> **COLLECTED DATA**

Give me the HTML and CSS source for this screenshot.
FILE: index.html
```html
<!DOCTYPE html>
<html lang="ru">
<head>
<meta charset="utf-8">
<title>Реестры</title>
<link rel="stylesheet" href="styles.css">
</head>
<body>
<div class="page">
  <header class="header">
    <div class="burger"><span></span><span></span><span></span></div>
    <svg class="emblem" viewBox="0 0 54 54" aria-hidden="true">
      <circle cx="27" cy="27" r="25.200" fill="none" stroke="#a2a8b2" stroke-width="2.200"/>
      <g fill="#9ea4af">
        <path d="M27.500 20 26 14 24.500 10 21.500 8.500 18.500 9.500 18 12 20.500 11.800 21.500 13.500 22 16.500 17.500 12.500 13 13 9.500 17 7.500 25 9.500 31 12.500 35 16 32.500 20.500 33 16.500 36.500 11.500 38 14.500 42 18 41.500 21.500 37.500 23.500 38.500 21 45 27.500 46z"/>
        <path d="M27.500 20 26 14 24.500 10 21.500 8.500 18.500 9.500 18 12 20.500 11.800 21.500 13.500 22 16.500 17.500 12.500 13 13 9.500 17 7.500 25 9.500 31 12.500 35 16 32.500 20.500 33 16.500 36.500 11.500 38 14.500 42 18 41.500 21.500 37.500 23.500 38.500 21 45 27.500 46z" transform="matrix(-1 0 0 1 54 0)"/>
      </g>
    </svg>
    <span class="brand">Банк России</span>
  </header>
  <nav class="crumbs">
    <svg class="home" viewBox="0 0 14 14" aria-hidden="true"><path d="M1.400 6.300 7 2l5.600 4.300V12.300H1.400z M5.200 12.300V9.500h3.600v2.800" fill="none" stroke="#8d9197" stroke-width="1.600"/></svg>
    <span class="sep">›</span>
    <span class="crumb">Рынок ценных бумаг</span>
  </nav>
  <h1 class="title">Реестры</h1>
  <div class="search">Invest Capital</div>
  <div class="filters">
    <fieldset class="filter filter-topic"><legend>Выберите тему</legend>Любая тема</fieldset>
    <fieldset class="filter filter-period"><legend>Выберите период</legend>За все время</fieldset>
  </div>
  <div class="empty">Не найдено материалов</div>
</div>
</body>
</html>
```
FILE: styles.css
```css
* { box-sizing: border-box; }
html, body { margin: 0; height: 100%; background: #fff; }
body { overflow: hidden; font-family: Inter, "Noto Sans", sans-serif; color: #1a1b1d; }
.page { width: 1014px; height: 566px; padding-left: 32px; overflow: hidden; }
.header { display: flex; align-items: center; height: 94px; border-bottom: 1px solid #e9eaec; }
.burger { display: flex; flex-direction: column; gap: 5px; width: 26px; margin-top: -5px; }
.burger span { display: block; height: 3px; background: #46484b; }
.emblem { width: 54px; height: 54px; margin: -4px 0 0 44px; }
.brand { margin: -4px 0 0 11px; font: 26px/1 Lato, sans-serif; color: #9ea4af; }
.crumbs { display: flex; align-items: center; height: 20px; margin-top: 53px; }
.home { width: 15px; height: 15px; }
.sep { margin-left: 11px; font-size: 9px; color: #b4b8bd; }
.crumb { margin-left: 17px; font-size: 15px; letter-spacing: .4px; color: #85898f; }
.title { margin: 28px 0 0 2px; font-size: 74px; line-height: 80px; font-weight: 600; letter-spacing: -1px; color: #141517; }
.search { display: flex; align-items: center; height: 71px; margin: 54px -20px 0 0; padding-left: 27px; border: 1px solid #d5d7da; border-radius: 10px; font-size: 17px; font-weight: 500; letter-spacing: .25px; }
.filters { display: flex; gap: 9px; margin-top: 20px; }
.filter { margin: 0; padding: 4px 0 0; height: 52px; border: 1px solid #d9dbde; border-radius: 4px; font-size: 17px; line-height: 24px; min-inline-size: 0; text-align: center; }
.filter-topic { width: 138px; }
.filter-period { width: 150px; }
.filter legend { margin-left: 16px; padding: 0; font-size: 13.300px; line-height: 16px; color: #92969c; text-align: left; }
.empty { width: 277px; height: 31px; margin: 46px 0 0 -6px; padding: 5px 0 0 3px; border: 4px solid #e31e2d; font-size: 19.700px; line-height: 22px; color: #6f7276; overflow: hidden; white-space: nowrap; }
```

> **WHAT THE TASK ASKS**
Reproduce all the data word for word.

> **EXPECTED ANSWER**
Give me the HTML and CSS source for this screenshot.
FILE: index.html
```html
<!DOCTYPE html>
<html lang="ru">
<head>
<meta charset="utf-8">
<title>Реестры</title>
<link rel="stylesheet" href="styles.css">
</head>
<body>
<div class="page">
  <header class="header">
    <div class="burger"><span></span><span></span><span></span></div>
    <svg class="emblem" viewBox="0 0 54 54" aria-hidden="true">
      <circle cx="27" cy="27" r="25.200" fill="none" stroke="#a2a8b2" stroke-width="2.200"/>
      <g fill="#9ea4af">
        <path d="M27.500 20 26 14 24.500 10 21.500 8.500 18.500 9.500 18 12 20.500 11.800 21.500 13.500 22 16.500 17.500 12.500 13 13 9.500 17 7.500 25 9.500 31 12.500 35 16 32.500 20.500 33 16.500 36.500 11.500 38 14.500 42 18 41.500 21.500 37.500 23.500 38.500 21 45 27.500 46z"/>
        <path d="M27.500 20 26 14 24.500 10 21.500 8.500 18.500 9.500 18 12 20.500 11.800 21.500 13.500 22 16.500 17.500 12.500 13 13 9.500 17 7.500 25 9.500 31 12.500 35 16 32.500 20.500 33 16.500 36.500 11.500 38 14.500 42 18 41.500 21.500 37.500 23.500 38.500 21 45 27.500 46z" transform="matrix(-1 0 0 1 54 0)"/>
      </g>
    </svg>
    <span class="brand">Банк России</span>
  </header>
  <nav class="crumbs">
    <svg class="home" viewBox="0 0 14 14" aria-hidden="true"><path d="M1.400 6.300 7 2l5.600 4.300V12.300H1.400z M5.200 12.300V9.500h3.600v2.800" fill="none" stroke="#8d9197" stroke-width="1.600"/></svg>
    <span class="sep">›</span>
    <span class="crumb">Рынок ценных бумаг</span>
  </nav>
  <h1 class="title">Реестры</h1>
  <div class="search">Invest Capital</div>
  <div class="filters">
    <fieldset class="filter filter-topic"><legend>Выберите тему</legend>Любая тема</fieldset>
    <fieldset class="filter filter-period"><legend>Выберите период</legend>За все время</fieldset>
  </div>
  <div class="empty">Не найдено материалов</div>
</div>
</body>
</html>
```
FILE: styles.css
```css
* { box-sizing: border-box; }
html, body { margin: 0; height: 100%; background: #fff; }
body { overflow: hidden; font-family: Inter, "Noto Sans", sans-serif; color: #1a1b1d; }
.page { width: 1014px; height: 566px; padding-left: 32px; overflow: hidden; }
.header { display: flex; align-items: center; height: 94px; border-bottom: 1px solid #e9eaec; }
.burger { display: flex; flex-direction: column; gap: 5px; width: 26px; margin-top: -5px; }
.burger span { display: block; height: 3px; background: #46484b; }
.emblem { width: 54px; height: 54px; margin: -4px 0 0 44px; }
.brand { margin: -4px 0 0 11px; font: 26px/1 Lato, sans-serif; color: #9ea4af; }
.crumbs { display: flex; align-items: center; height: 20px; margin-top: 53px; }
.home { width: 15px; height: 15px; }
.sep { margin-left: 11px; font-size: 9px; color: #b4b8bd; }
.crumb { margin-left: 17px; font-size: 15px; letter-spacing: .4px; color: #85898f; }
.title { margin: 28px 0 0 2px; font-size: 74px; line-height: 80px; font-weight: 600; letter-spacing: -1px; color: #141517; }
.search { display: flex; align-items: center; height: 71px; margin: 54px -20px 0 0; padding-left: 27px; border: 1px solid #d5d7da; border-radius: 10px; font-size: 17px; font-weight: 500; letter-spacing: .25px; }
.filters { display: flex; gap: 9px; margin-top: 20px; }
.filter { margin: 0; padding: 4px 0 0; height: 52px; border: 1px solid #d9dbde; border-radius: 4px; font-size: 17px; line-height: 24px; min-inline-size: 0; text-align: center; }
.filter-topic { width: 138px; }
.filter-period { width: 150px; }
.filter legend { margin-left: 16px; padding: 0; font-size: 13.300px; line-height: 16px; color: #92969c; text-align: left; }
.empty { width: 277px; height: 31px; margin: 46px 0 0 -6px; padding: 5px 0 0 3px; border: 4px solid #e31e2d; font-size: 19.700px; line-height: 22px; color: #6f7276; overflow: hidden; white-space: nowrap; }
```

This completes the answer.